3.           The Opposite Party, in the written version, stated that the foreclosure amount, was actually demanded and realized, as per Clause 9 under heading “pre-payment” of the Agreement. It was further stated that the rate of interest being offered by another Bank was not binding on the contract, executed between the Bank, and its customer, as each and every loan agreement was a unique contract, between the parties. It was further stated that the rate of interest against the said loan was to be on floating rate basis.  It was further stated that no demand was ever made by the Complainant for any policy document of the insurance subscribed, whereas, the payment of Rs.13, 281/- was made as per the instructions of the Complainant and the policy document was to be provided by the concerned Insurance Company. It was further stated that the rate of interest charged by the Opposite Party was variable because of the prevailing market conditions. It was further stated that the pre-payment charges were levled, in accordance with the agreement entered into by the Bank and the Complainant. It was denied that there was any deficiency, in rendering service, on the part of the Opposite Party, or it indulged into unfair trade practice. The remaining averments, were denied, being wrong.

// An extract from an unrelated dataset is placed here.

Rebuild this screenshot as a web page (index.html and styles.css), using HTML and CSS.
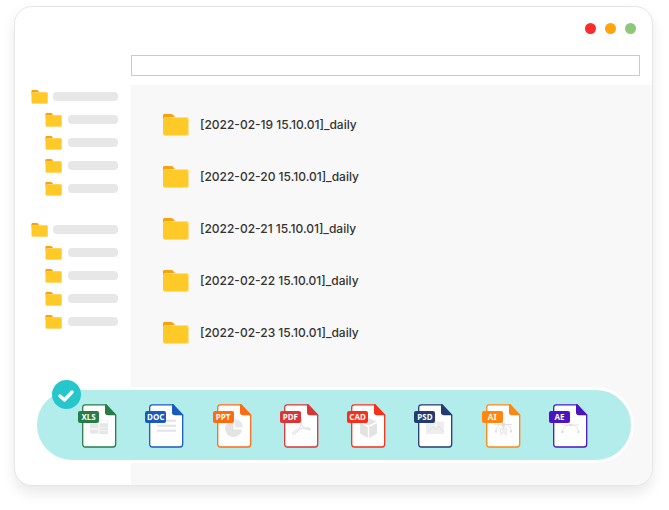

4.           The Parties led evidence, in support of their case.
5.           After hearing the Counsel for the parties, and, on going through the evidence, and record of the case, the District Forum, accepted the complaint, in the manner, referred to, in the opening para of the instant order. 
6.           Feeling aggrieved, the instant appeal, has been filed by the appellant/Opposite Party No.1.
7.           Alongwith the appeal, an application for condonation of delay of 276 days (infact 232 days as per the office report), in filing the same (appeal), has been moved. The grounds, set up, in the application, by the applicant/ appellant, are to the effect, that the delay, in question, occurred due to lapse, on the part of the earlier Counsel, who inspite of the fact having not filed an appeal, was informing dates, regarding further proceedings. Thereafter, when the applicant/appellant, came to know of the actual position regarding non-filing of an appeal, it immediately approached the District Forum and obtained certified copy of the impugned order, on 26.07.2012. Thereafter, the appeal was filed. It was further stated that, as such, the delay in filing the appeal was, on account of the circumstances, beyond the control of the applicant/appellant. It was further stated that the delay, in filing the appeal, was neither intentional, nor deliberate. Accordingly, the prayer, referred to above, was made.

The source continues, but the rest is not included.